#### [Goal]
All lines featuring the string "index" are to be listed.

— begin —

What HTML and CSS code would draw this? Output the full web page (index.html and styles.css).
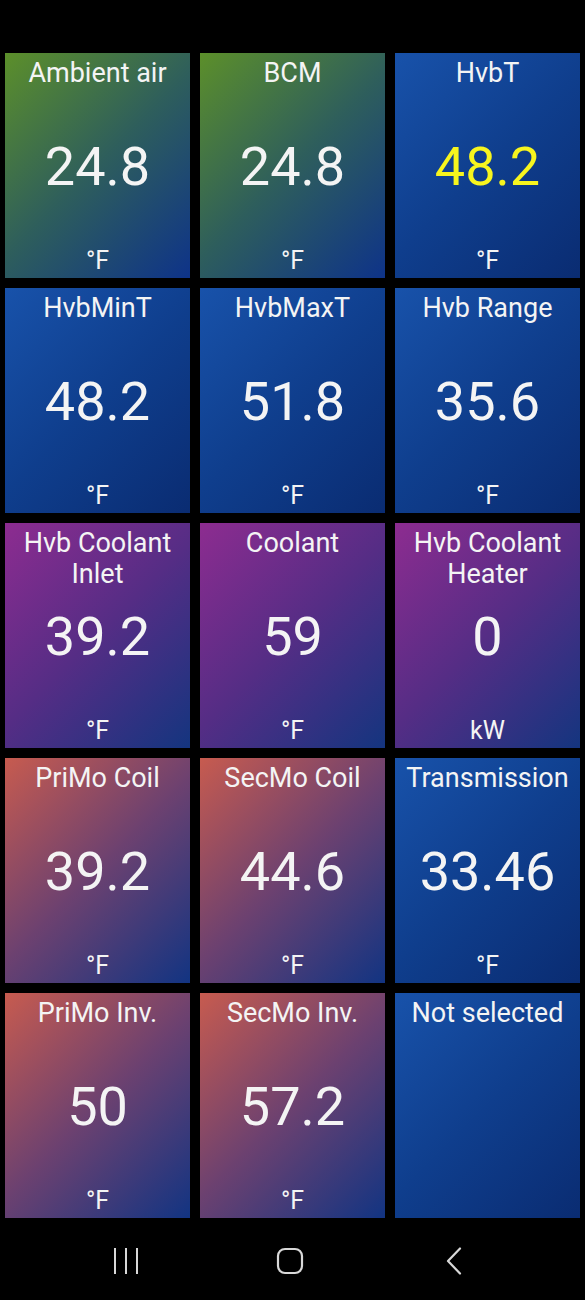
FILE: index.html
```html
<!DOCTYPE html>
<html lang="en">
<head>
  <meta charset="UTF-8">
  <title>Temperatures</title>
  <link rel="stylesheet" href="styles.css">
</head>
<body>
  <main class="grid">
    <div class="tile green"><div class="name">Ambient air</div><div class="value">24.8</div><div class="unit">°F</div></div>
    <div class="tile green"><div class="name">BCM</div><div class="value">24.8</div><div class="unit">°F</div></div>
    <div class="tile blue"><div class="name">HvbT</div><div class="value warn">48.2</div><div class="unit">°F</div></div>

    <div class="tile blue"><div class="name">HvbMinT</div><div class="value">48.2</div><div class="unit">°F</div></div>
    <div class="tile blue"><div class="name">HvbMaxT</div><div class="value">51.8</div><div class="unit">°F</div></div>
    <div class="tile blue"><div class="name">Hvb Range</div><div class="value">35.6</div><div class="unit">°F</div></div>

    <div class="tile purple"><div class="name">Hvb Coolant Inlet</div><div class="value">39.2</div><div class="unit">°F</div></div>
    <div class="tile purple"><div class="name">Coolant</div><div class="value">59</div><div class="unit">°F</div></div>
    <div class="tile purple"><div class="name">Hvb Coolant Heater</div><div class="value">0</div><div class="unit">kW</div></div>

    <div class="tile salmon"><div class="name">PriMo Coil</div><div class="value">39.2</div><div class="unit">°F</div></div>
    <div class="tile salmon"><div class="name">SecMo Coil</div><div class="value">44.6</div><div class="unit">°F</div></div>
    <div class="tile blue"><div class="name">Transmission</div><div class="value">33.46</div><div class="unit">°F</div></div>

    <div class="tile salmon"><div class="name">PriMo Inv.</div><div class="value">50</div><div class="unit">°F</div></div>
    <div class="tile salmon"><div class="name">SecMo Inv.</div><div class="value">57.2</div><div class="unit">°F</div></div>
    <div class="tile blue"><div class="name">Not selected</div></div>
  </main>

  <nav class="navbar">
    <div class="navbtn">
      <svg width="26" height="30" viewBox="0 0 26 30">
        <path d="M2 2v26M13 2v26M24 2v26" stroke="#d8d8d8" stroke-width="2" fill="none"/>
      </svg>
    </div>
    <div class="navbtn">
      <svg width="28" height="28" viewBox="0 0 28 28">
        <rect x="2" y="2" width="24" height="24" rx="7" stroke="#d8d8d8" stroke-width="2.2" fill="none"/>
      </svg>
    </div>
    <div class="navbtn">
      <svg width="18" height="28" viewBox="0 0 18 28">
        <path d="M15 1.5L3 14l12 12.5" stroke="#d8d8d8" stroke-width="2.2" fill="none" stroke-linecap="round" stroke-linejoin="round"/>
      </svg>
    </div>
  </nav>
</body>
</html>
```

FILE: styles.css
```css
body {
  margin: 0;
  background-color: #000;
  font-family: Roboto, "Liberation Sans", sans-serif;
  color: #f4f4f4;
}
.grid {
  display: grid;
  grid-template-columns: repeat(3, 185px);
  grid-auto-rows: 225px;
  gap: 10px;
  padding: 53px 5px 0;
}
.tile {
  display: grid;
  text-align: center;
}
.tile > div {
  grid-area: 1 / 1;
}
.green {
  background: linear-gradient(135deg, #5c8f2a 0%, #2e5e5c 50%, #0e3389 100%);
}
.blue {
  background: linear-gradient(135deg, #1852aa 0%, #0f3e8d 50%, #0a2c72 100%);
}
.purple {
  background: linear-gradient(135deg, #8d2c90 0%, #552d85 50%, #14357f 100%);
}
.salmon {
  background: linear-gradient(135deg, #c75b4f 0%, #6c4170 50%, #123482 100%);
}
.name {
  align-self: start;
  font-size: 27px;
  line-height: 31px;
  padding: 5px 2px 0;
}
.value {
  align-self: center;
  font-size: 54px;
  line-height: 64px;
  padding-top: 2px;
}
.warn {
  color: #f7f51e;
}
.unit {
  align-self: end;
  font-size: 25px;
  line-height: 31px;
  padding-bottom: 2px;
}
.navbar {
  display: grid;
  grid-template-columns: repeat(3, 164px);
  height: 82px;
  padding-left: 44px;
  align-items: center;
}
.navbtn {
  display: flex;
  justify-content: center;
  align-items: center;
  padding-top: 4px;
}
```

— end —

#### [Exercise answer]
What HTML and CSS code would draw this? Output the full web page (index.html and styles.css).
FILE: index.html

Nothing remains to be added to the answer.